Tuesday, November 7, 2017

Why might God refrain from creating?

Traditional Jewish and Christian theism holds that God didn’t have to create anything at all. But it is puzzling what motive a perfectly good being would have not to create anything. Here’s a cute (I think) answer:

  • If (and only if) God doesn’t create anything, then everything is God. And that’s a very valuable state of affairs.

4 comments:

Unknown said...

I’ don’t think it’s cute. I think it’s a genuinely good reason why God wouldn’t create. Not only would a God-only world be very valuable, it would have every great making property instantiated to an infinite degree. The addition of any finite food wouldn’t really improve anything, because that good would already be instantiated to an infinite degree. Further, not only would the addition of finite goods not make the world better, but it would serve to introduce badness into the world, which wouldn’t exist if only God existed. So it’s not obvious to me why this isn’t a genuine prima facie threat to theism.

Walter Van den Acker said...

There isn IMHO another reason why God "might refrain from creation" and that is that it is impossible for God to create.

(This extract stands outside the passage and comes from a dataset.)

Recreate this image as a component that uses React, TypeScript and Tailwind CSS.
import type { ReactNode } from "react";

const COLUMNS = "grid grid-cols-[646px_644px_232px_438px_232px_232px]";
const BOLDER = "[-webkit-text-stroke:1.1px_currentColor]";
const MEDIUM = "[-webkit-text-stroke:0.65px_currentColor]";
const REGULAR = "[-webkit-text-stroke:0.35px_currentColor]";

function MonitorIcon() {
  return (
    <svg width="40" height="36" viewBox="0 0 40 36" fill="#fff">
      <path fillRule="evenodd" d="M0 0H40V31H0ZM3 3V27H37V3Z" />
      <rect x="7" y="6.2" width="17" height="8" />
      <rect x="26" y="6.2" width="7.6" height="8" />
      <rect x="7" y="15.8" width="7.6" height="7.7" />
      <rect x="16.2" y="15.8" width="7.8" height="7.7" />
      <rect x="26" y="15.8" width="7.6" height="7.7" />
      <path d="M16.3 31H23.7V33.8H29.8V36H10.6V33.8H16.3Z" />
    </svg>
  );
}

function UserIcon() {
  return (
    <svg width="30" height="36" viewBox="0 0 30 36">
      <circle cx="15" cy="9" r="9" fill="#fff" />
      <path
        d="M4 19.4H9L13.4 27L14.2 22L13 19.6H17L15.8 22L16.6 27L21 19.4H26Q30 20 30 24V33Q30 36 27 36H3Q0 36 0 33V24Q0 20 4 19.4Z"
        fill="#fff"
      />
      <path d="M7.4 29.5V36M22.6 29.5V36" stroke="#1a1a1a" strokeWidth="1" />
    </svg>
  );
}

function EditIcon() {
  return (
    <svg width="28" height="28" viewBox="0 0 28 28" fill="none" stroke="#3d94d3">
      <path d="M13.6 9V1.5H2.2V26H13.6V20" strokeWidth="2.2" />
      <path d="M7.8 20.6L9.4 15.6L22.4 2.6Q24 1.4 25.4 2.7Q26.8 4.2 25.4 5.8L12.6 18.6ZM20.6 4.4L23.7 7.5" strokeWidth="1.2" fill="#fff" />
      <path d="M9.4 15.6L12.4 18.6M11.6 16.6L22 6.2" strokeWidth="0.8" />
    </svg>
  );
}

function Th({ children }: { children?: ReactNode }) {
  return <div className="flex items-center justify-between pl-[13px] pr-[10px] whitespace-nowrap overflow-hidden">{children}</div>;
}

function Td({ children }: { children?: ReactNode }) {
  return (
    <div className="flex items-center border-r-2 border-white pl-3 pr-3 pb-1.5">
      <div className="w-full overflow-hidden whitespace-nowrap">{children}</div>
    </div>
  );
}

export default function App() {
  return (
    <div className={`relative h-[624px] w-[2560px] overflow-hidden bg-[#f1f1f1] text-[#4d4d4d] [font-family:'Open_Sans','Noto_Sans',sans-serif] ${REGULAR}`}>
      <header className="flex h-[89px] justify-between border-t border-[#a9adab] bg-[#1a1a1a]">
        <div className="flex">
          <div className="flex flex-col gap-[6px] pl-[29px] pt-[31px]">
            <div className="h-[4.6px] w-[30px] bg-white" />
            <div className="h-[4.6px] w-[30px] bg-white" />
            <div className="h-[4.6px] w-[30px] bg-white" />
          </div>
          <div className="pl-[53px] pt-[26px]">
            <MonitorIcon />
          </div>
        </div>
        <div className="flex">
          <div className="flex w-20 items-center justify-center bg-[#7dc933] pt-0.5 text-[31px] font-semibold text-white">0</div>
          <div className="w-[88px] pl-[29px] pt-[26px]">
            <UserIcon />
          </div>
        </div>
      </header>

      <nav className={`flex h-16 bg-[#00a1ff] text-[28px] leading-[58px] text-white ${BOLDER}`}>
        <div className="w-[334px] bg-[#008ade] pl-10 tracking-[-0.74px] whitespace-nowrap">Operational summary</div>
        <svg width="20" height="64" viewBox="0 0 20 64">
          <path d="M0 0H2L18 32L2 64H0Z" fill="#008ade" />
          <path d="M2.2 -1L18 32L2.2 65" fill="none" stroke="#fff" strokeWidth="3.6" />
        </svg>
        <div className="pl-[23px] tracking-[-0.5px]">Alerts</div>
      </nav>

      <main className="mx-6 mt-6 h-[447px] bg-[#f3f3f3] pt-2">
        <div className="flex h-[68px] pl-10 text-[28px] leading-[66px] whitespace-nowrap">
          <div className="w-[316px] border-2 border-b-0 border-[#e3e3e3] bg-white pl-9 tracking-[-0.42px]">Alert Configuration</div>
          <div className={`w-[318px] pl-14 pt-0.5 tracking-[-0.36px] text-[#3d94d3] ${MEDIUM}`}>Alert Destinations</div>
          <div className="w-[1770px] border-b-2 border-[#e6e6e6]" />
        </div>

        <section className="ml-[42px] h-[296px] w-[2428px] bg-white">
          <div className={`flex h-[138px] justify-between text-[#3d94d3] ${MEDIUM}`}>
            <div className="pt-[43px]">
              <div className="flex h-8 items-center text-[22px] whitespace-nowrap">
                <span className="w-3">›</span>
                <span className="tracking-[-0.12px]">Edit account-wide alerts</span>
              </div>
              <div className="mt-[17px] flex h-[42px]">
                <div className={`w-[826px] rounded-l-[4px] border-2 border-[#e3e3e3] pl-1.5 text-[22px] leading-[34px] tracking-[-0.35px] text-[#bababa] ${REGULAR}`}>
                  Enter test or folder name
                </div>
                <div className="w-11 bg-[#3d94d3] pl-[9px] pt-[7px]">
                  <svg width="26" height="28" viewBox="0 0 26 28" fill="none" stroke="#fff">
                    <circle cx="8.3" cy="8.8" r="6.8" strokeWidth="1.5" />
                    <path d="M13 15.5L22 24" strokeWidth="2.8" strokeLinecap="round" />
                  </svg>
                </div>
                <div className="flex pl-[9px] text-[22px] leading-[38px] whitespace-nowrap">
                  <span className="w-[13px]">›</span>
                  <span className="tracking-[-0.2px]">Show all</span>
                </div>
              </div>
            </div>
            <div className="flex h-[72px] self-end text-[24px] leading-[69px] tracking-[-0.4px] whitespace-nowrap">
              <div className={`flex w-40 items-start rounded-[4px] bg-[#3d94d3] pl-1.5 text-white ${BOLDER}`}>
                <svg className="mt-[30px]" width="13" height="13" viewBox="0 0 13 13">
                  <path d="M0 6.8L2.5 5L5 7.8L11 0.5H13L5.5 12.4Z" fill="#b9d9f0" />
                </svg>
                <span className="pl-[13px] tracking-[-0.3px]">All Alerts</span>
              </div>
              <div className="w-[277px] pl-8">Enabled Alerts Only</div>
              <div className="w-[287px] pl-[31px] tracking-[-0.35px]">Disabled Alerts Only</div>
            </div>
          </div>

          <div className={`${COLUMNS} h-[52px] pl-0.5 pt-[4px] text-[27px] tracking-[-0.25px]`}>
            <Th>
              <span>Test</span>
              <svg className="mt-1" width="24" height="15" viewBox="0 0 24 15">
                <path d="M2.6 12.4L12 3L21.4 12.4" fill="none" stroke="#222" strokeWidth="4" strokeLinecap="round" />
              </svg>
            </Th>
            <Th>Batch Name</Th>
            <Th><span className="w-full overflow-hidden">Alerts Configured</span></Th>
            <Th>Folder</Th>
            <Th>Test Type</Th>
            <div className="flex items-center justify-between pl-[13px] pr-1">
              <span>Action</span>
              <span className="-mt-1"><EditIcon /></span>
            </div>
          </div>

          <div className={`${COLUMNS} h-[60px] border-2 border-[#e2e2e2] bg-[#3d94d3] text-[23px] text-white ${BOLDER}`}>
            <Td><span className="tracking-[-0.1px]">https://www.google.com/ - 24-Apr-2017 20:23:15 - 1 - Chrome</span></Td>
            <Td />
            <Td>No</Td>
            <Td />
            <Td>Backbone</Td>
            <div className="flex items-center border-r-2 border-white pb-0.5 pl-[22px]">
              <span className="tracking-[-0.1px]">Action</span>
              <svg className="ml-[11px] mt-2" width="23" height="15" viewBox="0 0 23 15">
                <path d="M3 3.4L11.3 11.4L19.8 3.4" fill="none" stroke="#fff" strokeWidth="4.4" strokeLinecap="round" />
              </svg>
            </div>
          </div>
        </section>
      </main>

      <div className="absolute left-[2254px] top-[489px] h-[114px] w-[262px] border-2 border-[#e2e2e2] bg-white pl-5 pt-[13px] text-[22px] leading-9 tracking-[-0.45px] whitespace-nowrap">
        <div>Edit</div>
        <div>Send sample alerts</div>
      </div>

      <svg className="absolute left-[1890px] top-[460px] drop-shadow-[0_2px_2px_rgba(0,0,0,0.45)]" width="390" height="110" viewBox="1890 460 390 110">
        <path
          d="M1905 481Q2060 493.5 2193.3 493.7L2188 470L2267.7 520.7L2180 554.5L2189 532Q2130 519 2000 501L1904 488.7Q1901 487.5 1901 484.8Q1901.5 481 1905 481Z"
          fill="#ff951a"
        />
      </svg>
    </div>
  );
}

Suppose wG is a world in which God doesn't create. According to your cute answer, in wG "everything is God". That is not only a valuable state of affairs, it is also, per classical theism, an immutable state of affairs. It is logically impossible for wG to change.

Alexander R Pruss said...

Creation by a timeless God is causal, not temporal, relationship. It need not involve any change. God can create an immutable state, or God can create a mutable state, or God can refrain from creating (which results in an immutable state). Given an immutable state, one can still say: God could instead have created a mutable state.

Walter Van den Acker said...

Dr Pruss

My argument doesn't rely on creation being a temporal relationship. And I know that classical theism claims that creation is not a change,
But claiming that if God doesn't create anything, then everything is God means that wG is the same as God. Hence, wG cannot become anything else.
Now wG is, according to the doctrine of creation, the state of affairs that logically (but not necessarily temporally) precedes wU (a world in which a universe exist). But since wG is an immutable state of affairs, wU cannot logically follow wG, becasue that would be a denial of ex nihilo nihil fit.